The other is that at least some of the players getting big minutes right now—namely Shaedon Sharpe, Jabari Walker and Trendon Watford—are in the franchise's long-term plans and actually needed these developmental minutes.
Other than that, the whole thing has been a farce. The injury reports are now so long that they take up two tweets. Portland is playing four players they've signed out of the G League in the past week, and starting two of them. Kevin Knox II, who was a throw-in in the four-team Gary Payton II trade and didn't start getting real minutes until everyone else was shut down, is now playing too well to keep on the floor late in games. The heretofore unseen "left knee tendinopathy" that kept Sharpe out Thursday against San Antonio calmed down enough in 48 hours that he was able to play Saturday against the Clippers, probably because Kawhi Leonard was also active and thus Chauncey Billups had assurances that his close friend Tyronn Lue wasn't also going to use this game for standings manipulation.
I'm still watching these games because it's my job to watch them. It's tough to blame anyone who's checked out by now. The next Blazers-related television broadcast that matters will be on ESPN on May 16. That day, Portland will (probably) have a 10.5 percent chance at drafting Victor Wembanyama and a 42.1 percent chance of moving up into the top four. It's also very possible they move down a spot or two, like they did last year, when they finished the season 2-19 and dropped from the sixth-best lottery odds to the No. 7 overall pick.
The one thing saving the Blazers from the karmic retribution of the basketball gods this year is that so many other teams are also doing this that they can't be singled out. The Mavericks, with a shot to stay in the play-in mix, sat all of their starters (except for first-half minutes for Luka Doncic on Slovenia Night), desperate to fall to the 10th-worst record so they can keep the draft pick they owe to the Knicks from the Kristaps Porzingis trade.
The NBA is now investigating what the Mavs did against the Bulls on Friday. It's fair to ask why they aren't investigating more teams. Maybe it's just because of Mark Cuban's habitual-line-stepper status when it comes to league matters, or maybe it's because they now won't be able to market the 9-10 play-in game around Doncic. The Blazers have to be happy the Dallas debacle took the heat off their last month.

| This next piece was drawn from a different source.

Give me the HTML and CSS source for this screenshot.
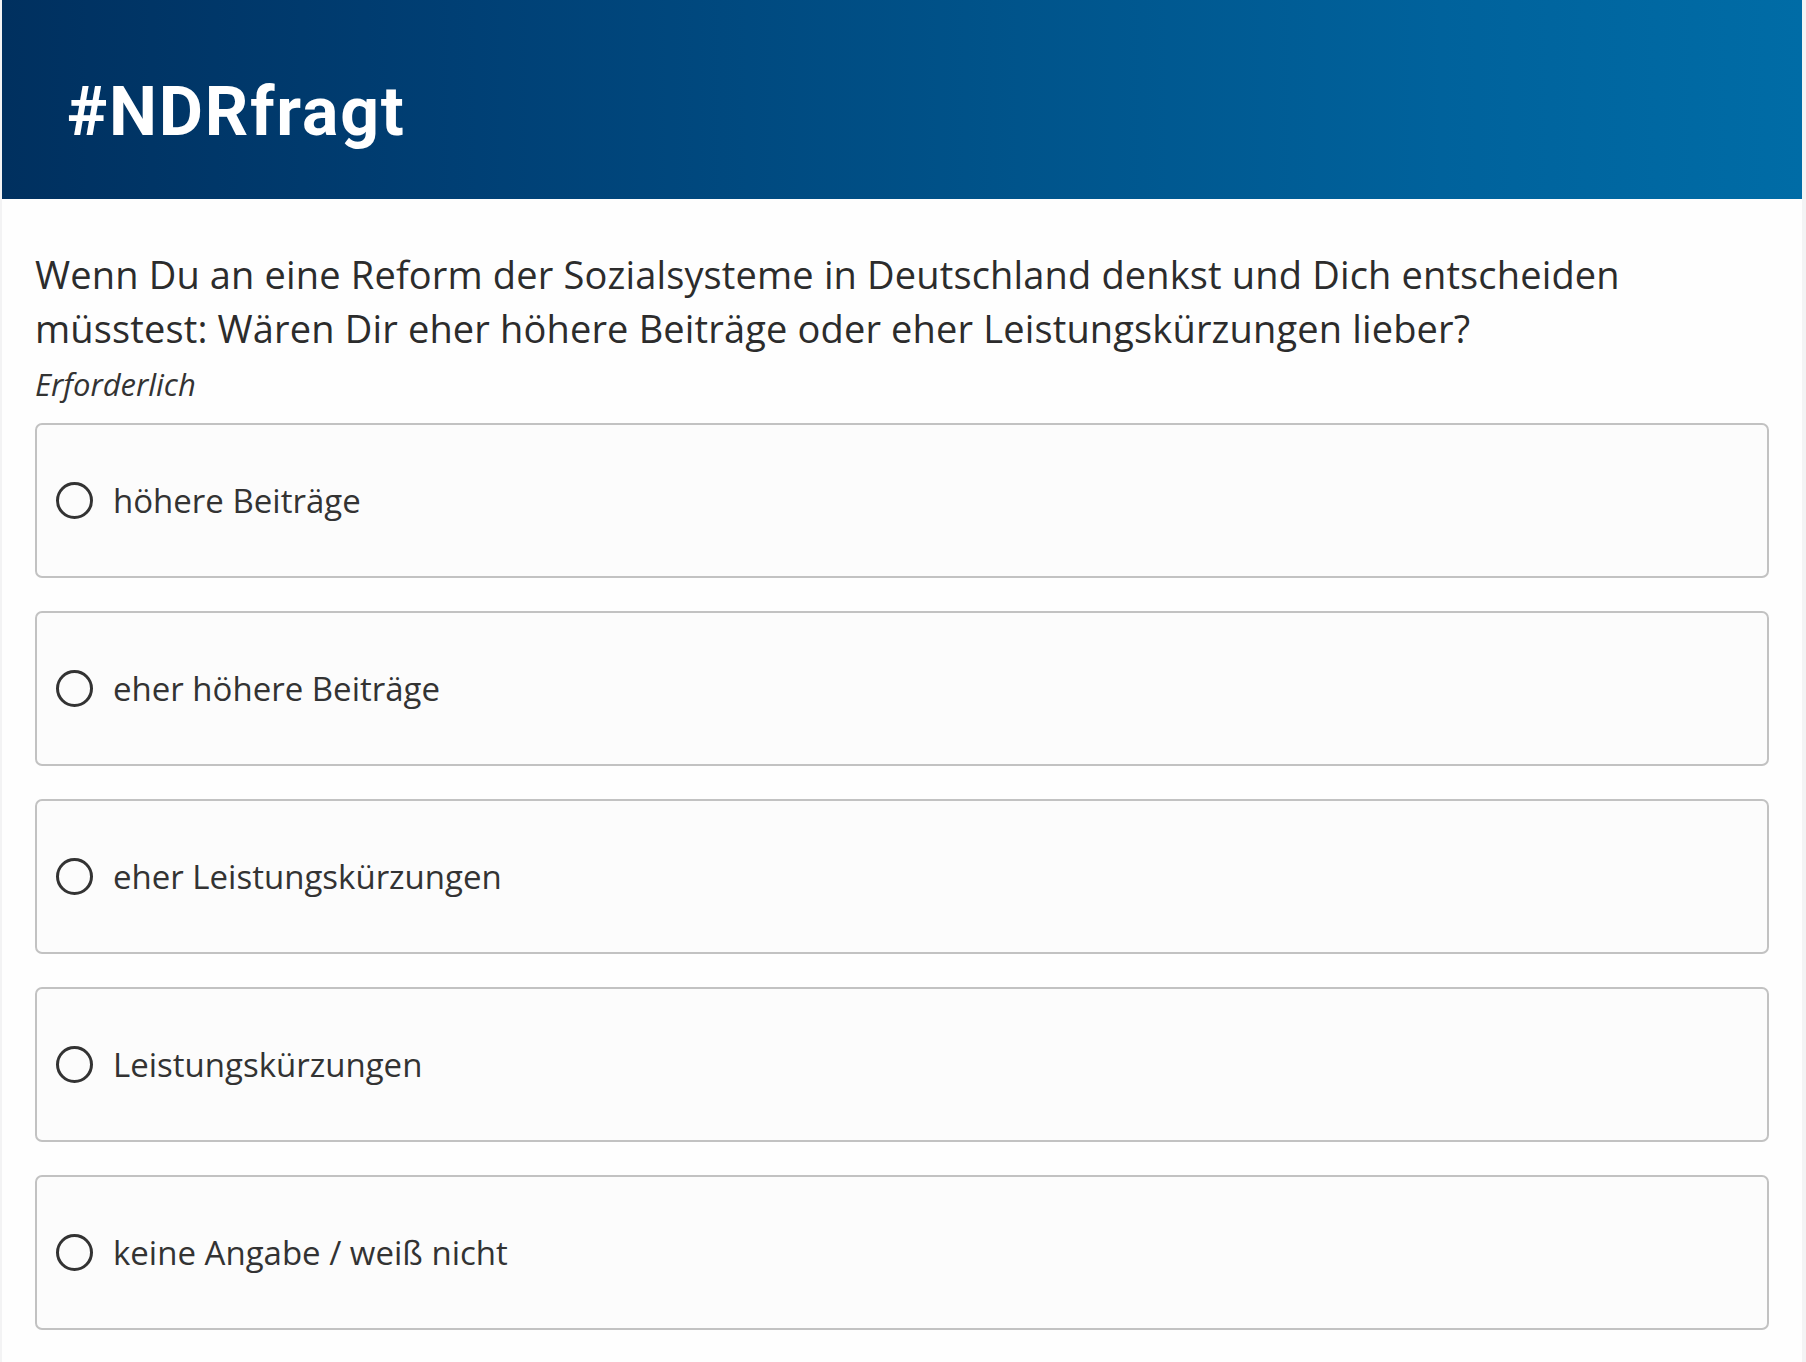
FILE: index.html
```html
<!DOCTYPE html>
<html lang="de">
<head>
    <meta charset="UTF-8">
    <meta name="viewport" content="width=device-width, initial-scale=1.0">
    <title>#NDRfragt</title>
    <link rel="stylesheet" href="styles.css">
</head>
<body>
    <div class="page">
        <!-- Kopfbereich -->
        <header class="banner">
            <div class="banner-title">#NDRfragt</div>
        </header>

        <!-- Frage -->
        <main class="survey">
            <fieldset class="question">
                <legend class="question-text">Wenn Du an eine Reform der Sozialsysteme in Deutschland denkst und Dich entscheiden müsstest: Wären Dir eher höhere Beiträge oder eher Leistungskürzungen lieber?</legend>
                <div class="required">Erforderlich</div>

                <div class="options">
                    <label class="option">
                        <input type="radio" name="reform" value="1">
                        <span class="radio-mark"></span>
                        <span class="option-label">höhere Beiträge</span>
                    </label>
                    <label class="option">
                        <input type="radio" name="reform" value="2">
                        <span class="radio-mark"></span>
                        <span class="option-label">eher höhere Beiträge</span>
                    </label>
                    <label class="option">
                        <input type="radio" name="reform" value="3">
                        <span class="radio-mark"></span>
                        <span class="option-label">eher Leistungskürzungen</span>
                    </label>
                    <label class="option">
                        <input type="radio" name="reform" value="4">
                        <span class="radio-mark"></span>
                        <span class="option-label">Leistungskürzungen</span>
                    </label>
                    <label class="option">
                        <input type="radio" name="reform" value="5">
                        <span class="radio-mark"></span>
                        <span class="option-label">keine Angabe / weiß nicht</span>
                    </label>
                </div>
            </fieldset>
        </main>
    </div>
</body>
</html>
```

FILE: styles.css
```css
:root {
    --ndr-dark: #00305f;
    --ndr-light: #006ca6;
    --text-color: #333333;
    --border-color: #c2c2c2;
}

html, body {
    margin: 0;
    padding: 0;
}

body {
    background: #f3f3f4;
    font-family: 'Open Sans', 'Liberation Sans', sans-serif;
    color: var(--text-color);
}

.page {
    margin: 0 4px 0 2px;
    min-height: 100vh;
    background: #fefefe;
}

/* Kopfbereich */
.banner {
    height: 199px;
    box-sizing: border-box;
    padding: 78px 0 0 65px;
    background: linear-gradient(90deg, #00305f 0%, #003f74 25%, #00538a 55%, #00629c 80%, #006ca6 100%);
}

.banner-title {
    font-family: Roboto, 'Liberation Sans', sans-serif;
    font-weight: 700;
    font-size: 68px;
    letter-spacing: 1.8px;
    line-height: 1;
    color: #ffffff;
}

/* Frage */
.survey {
    padding: 48px 33px 40px;
}

.question {
    margin: 0;
    padding: 0;
    border: none;
    min-width: 0;
}

.question-text {
    padding: 0;
    font-size: 38px;
    font-weight: 500;
    letter-spacing: 0.15px;
    line-height: 54px;
    color: #2c2c2c;
}

.required {
    margin-top: 11px;
    font-size: 31px;
    font-style: italic;
    line-height: 36px;
}

.options {
    margin-top: 21px;
    display: flex;
    flex-direction: column;
    gap: 33px;
}

.option {
    height: 155px;
    box-sizing: border-box;
    display: flex;
    align-items: center;
    gap: 20px;
    padding: 0 19px;
    background: #fcfcfc;
    border: 2px solid var(--border-color);
    border-radius: 7px;
    cursor: pointer;
}

.option input {
    display: none;
}

.radio-mark {
    width: 37px;
    height: 37px;
    box-sizing: border-box;
    border: 3.5px solid #333333;
    border-radius: 50%;
    flex-shrink: 0;
}

.option-label {
    font-size: 33px;
    line-height: 44px;
}
```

For years, the league has been looking for ways to prevent teams from losing games on purpose. Flattening the lottery odds helped—now Portland, after doing this for three weeks, will only have 3.5 percent worse odds at the top pick than teams like Houston and San Antonio that were throwing away their seasons from opening night. The play-in tournament has also helped keep more teams in it late, although the Mavericks decided even that wasn't enough of an incentive to try to win.
Anyone who's even halfway paying attention can see what's going on in both situations, but the Blazers have at least gotten the surface-level optics right. Every time Lillard has been listed as out, the reason has been his right calf, an issue he legitimately dealt with in November. How much you believe that his calf flared up again in March right when their playoff hopes started to fade is up to you, but they at least made it halfway believable on the surface.

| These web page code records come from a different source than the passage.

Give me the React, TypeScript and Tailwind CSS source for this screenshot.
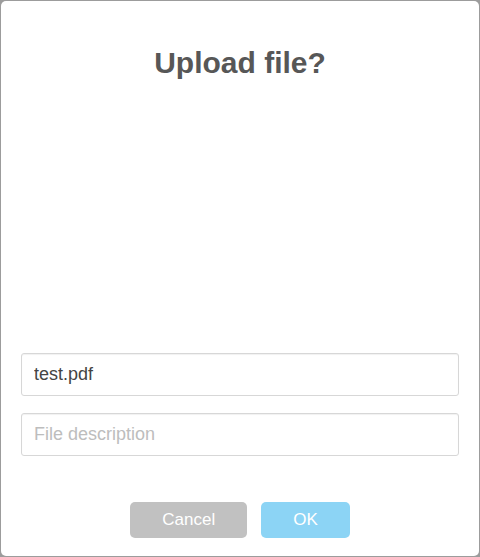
import React from "react";

export default function App() {
  return (
    <div
      className="w-[480px] h-[557px] bg-[#9c9c9c] p-px"
      style={{ fontFamily: '"Liberation Sans", Arial, sans-serif' }}
    >
      <div className="h-full bg-white rounded-[5px] px-5 pt-[42px] flex flex-col">
        <h2 className="text-[30px] leading-[40px] font-bold text-center text-[#575757]">
          Upload file?
        </h2>
        <input
          type="text"
          defaultValue="test.pdf"
          className="mt-[270px] h-[43px] w-full border border-[#d7d7d7] rounded-[3px] px-3 text-[18px] text-[#444] outline-none shadow-[inset_0_1px_1px_rgba(0,0,0,0.06)]"
          style={{ fontFamily: '"Liberation Sans", Arial, sans-serif' }}
        />
        <input
          type="text"
          placeholder="File description"
          className="mt-[17px] h-[43px] w-full border border-[#d7d7d7] rounded-[3px] px-3 text-[18px] text-[#444] placeholder:text-[#bdbdbd] outline-none shadow-[inset_0_1px_1px_rgba(0,0,0,0.06)]"
          style={{ fontFamily: '"Liberation Sans", Arial, sans-serif' }}
        />
        <div className="mt-[46px] flex justify-center gap-[14px]">
          <button className="h-[36px] px-8 rounded-[5px] bg-[#c1c1c1] text-white text-[17px]">
            Cancel
          </button>
          <button className="h-[36px] px-8 rounded-[5px] bg-[#8cd4f5] text-white text-[17px]">
            OK
          </button>
        </div>
      </div>
    </div>
  );
}
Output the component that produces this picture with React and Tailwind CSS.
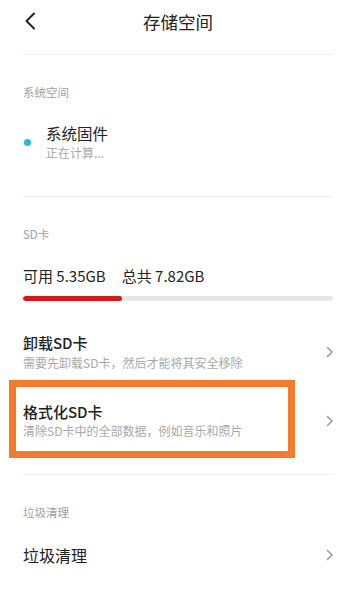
const Chevron = () => (
  <svg width="8" height="12" viewBox="0 0 8 12" className="shrink-0" aria-hidden>
    <path d="M1.5 1.5 L6 6 L1.5 10.5" fill="none" stroke="#9a9a9a" strokeWidth="1.6" strokeLinecap="round" strokeLinejoin="round" />
  </svg>
);

const Divider = ({ className = '' }) => <div className={`mx-[23px] h-px bg-[#f0f0f0] ${className}`} />;

const SectionLabel = ({ children, className = '' }) => (
  <div className={`px-[23px] text-[11.5px] leading-4 text-[#a0a0a0] ${className}`}>{children}</div>
);

const App = () => {
  const used = 32; // percent of bar shown red

  return (
    <div className="w-full min-h-[600px] bg-white overflow-hidden" style={{ fontFamily: '"Noto Sans CJK SC", "Noto Sans", sans-serif' }}>
      {/* Header */}
      <div className="relative h-11 flex items-center justify-center">
        <svg width="12" height="18" viewBox="0 0 12 18" className="absolute left-[24px] top-[12px]" aria-hidden>
          <path d="M10 1.5 L2.5 9 L10 16.5" fill="none" stroke="#222" strokeWidth="2" strokeLinecap="round" strokeLinejoin="round" />
        </svg>
        <div className="text-[17.5px] text-[#222] leading-6">存储空间</div>
      </div>
      <Divider className="mt-[10px]" />

      {/* System */}
      <SectionLabel className="mt-[29px]">系统空间</SectionLabel>
      <div className="mt-[23px] px-[23px] flex items-start">
        <div className="w-[23px] shrink-0">
          <div className="ml-[1px] mt-[16px] w-[7px] h-[7px] rounded-full bg-[#22b8e8]" />
        </div>
        <div>
          <div className="text-[15.5px] leading-5 text-[#222]">系统固件</div>
          <div className="mt-[2px] text-[12px] leading-4 text-[#a8a8a8]">正在计算...</div>
        </div>
      </div>
      <Divider className="mt-[35px]" />

      {/* SD card */}
      <SectionLabel className="mt-[29px]">SD卡</SectionLabel>
      <div className="mt-[23px] px-[23px] text-[15px] leading-[22px] text-[#222]">
        可用 5.35GB<span className="ml-[16px]">总共 7.82GB</span>
      </div>
      <div className="mt-[9px] mx-[23px] h-[5px] rounded-full bg-[#e6e6e6] overflow-hidden">
        <div className="h-full rounded-full bg-[#d5191f]" style={{ width: `${used}%` }} />
      </div>

      <div className="mt-[32px] px-[23px] flex items-center justify-between">
        <div>
          <div className="text-[15px] leading-5 font-medium text-[#222]">卸载SD卡</div>
          <div className="mt-[2px] text-[12px] leading-4 text-[#a8a8a8]">需要先卸载SD卡，然后才能将其安全移除</div>
        </div>
        <div className="mr-[-1px]"><Chevron /></div>
      </div>

      <div className="relative mt-[31px] px-[23px] flex items-center justify-between">
        <div className="absolute left-[9px] top-[-22px] w-[286px] h-[78px] border-[7px] border-[#f57b2c]" />
        <div>
          <div className="text-[15px] leading-5 font-medium text-[#222]">格式化SD卡</div>
          <div className="mt-[1px] text-[12px] leading-4 text-[#a8a8a8]">清除SD卡中的全部数据，例如音乐和照片</div>
        </div>
        <div className="mr-[-1px]"><Chevron /></div>
      </div>
      <Divider className="mt-[35px]" />

      {/* Cleanup */}
      <SectionLabel className="mt-[29px]">垃圾清理</SectionLabel>
      <div className="mt-[23px] px-[23px] flex items-center justify-between">
        <div className="text-[16px] leading-6 text-[#222]">垃圾清理</div>
        <div className="mr-[-1px]"><Chevron /></div>
      </div>
    </div>
  );
};

export default App;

Mavs coach Jason Kidd outright said this week that they were giving up on the season. It's a distinction without a difference—both teams are doing the same thing—but it's enough to keep Portland from being investigated for violating the competitive integrity of Silver's prized creation, the play-in tournament.
The last three weeks of this season and the last three months of last season are also why the segment of fans that wants the Blazers to trade Lillard, blow it up and start over should be careful what they wish for. Are you enjoying what's happening right now? Do you want more of this for an entire 82-game season? This year, it ended up in that place, but it's better that it didn't start there.
There's a lot riding on this summer, maybe more than any other in the franchise's history. We'll get into why in the coming weeks. They just need to get through tomorrow's season finale against Golden State first.